Questioning Interviews

One of my favorite parts about working for the county newspaper in college was getting to interview many different kinds of people. Whether it was making a rural borough council member sweat with rapid-fire questions about millage rates, or profiling an Iraq War vet documenting his experiences, each interview spawned more stories than from the interviewee alone.

So it is with job interviews: I've come to value interviewers who step out of the "where do you see yourself in five years" line of questioning. The better candidate also needs to offer more than just generic questions. For me, it helps to think like a journalist. What questions would help draw out a good story?

Of course, we can't have all good interviewers and interviewees, but that's why these comics from The Oatmeal exist. They're old posts, but classic. My favorite bad interviewee is the mute, only because I like nachos.
What's the best question you've asked/have been asked in an interview? Which one was the lamest?

06 August 2012

The Other Classroom

I graduated college with 20K in student loans and not a whole lot of comprehension about education. In contrast, some of the smartest people I know didn't even graduate high school. One colleague - I call him Programmer 1 - dropped out of school after seventh grade. Yet he can worm his way around higher mathematic concepts, program in at least eight languages, and is at least bilingual (he gleefully refuses to speak anything other than English around me, so I can't confirm the third language). How did he manage this?

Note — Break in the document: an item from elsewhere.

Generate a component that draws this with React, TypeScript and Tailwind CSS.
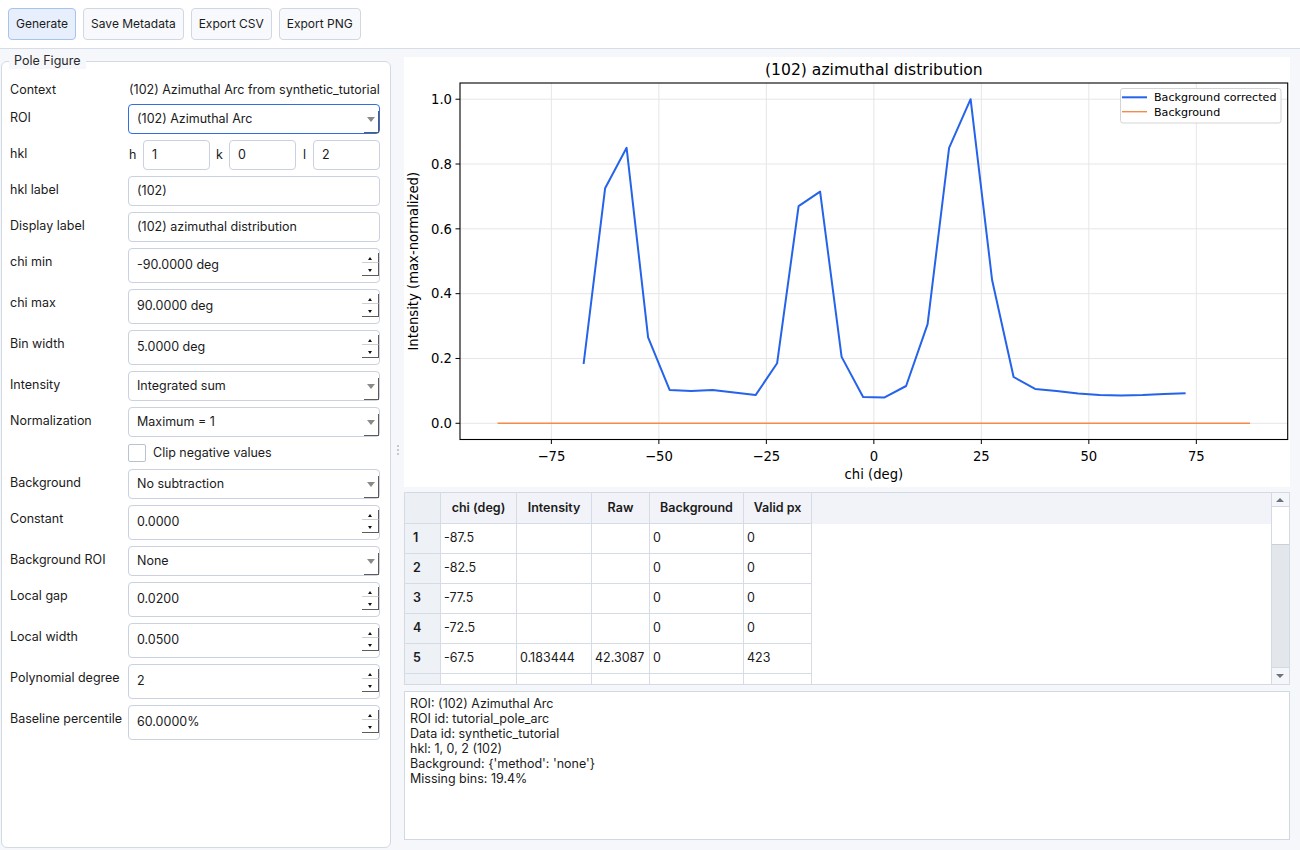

The other classroom. You know, where folks go after they leave work for the evening. They go home, pull up the laptop or book and start learning for their own benefit. One of my bosses told me about this classroom, and I initially dismissed it. Whatever happened to work/life balance? But it's not education solely for work -- it may be learning for the rest of your life.
A few years ago I had the opportunity to delve into information assurance. I didn't because it seemed too techie for me. Now I wish I'd looked into it because it may have helped with my writing and new media career. But the lost opportunity taught me an important lesson for right now - if you have a chance to learn a new skill, do it. It might help you. It might make interesting conversation for a networking party. But check out the other classroom.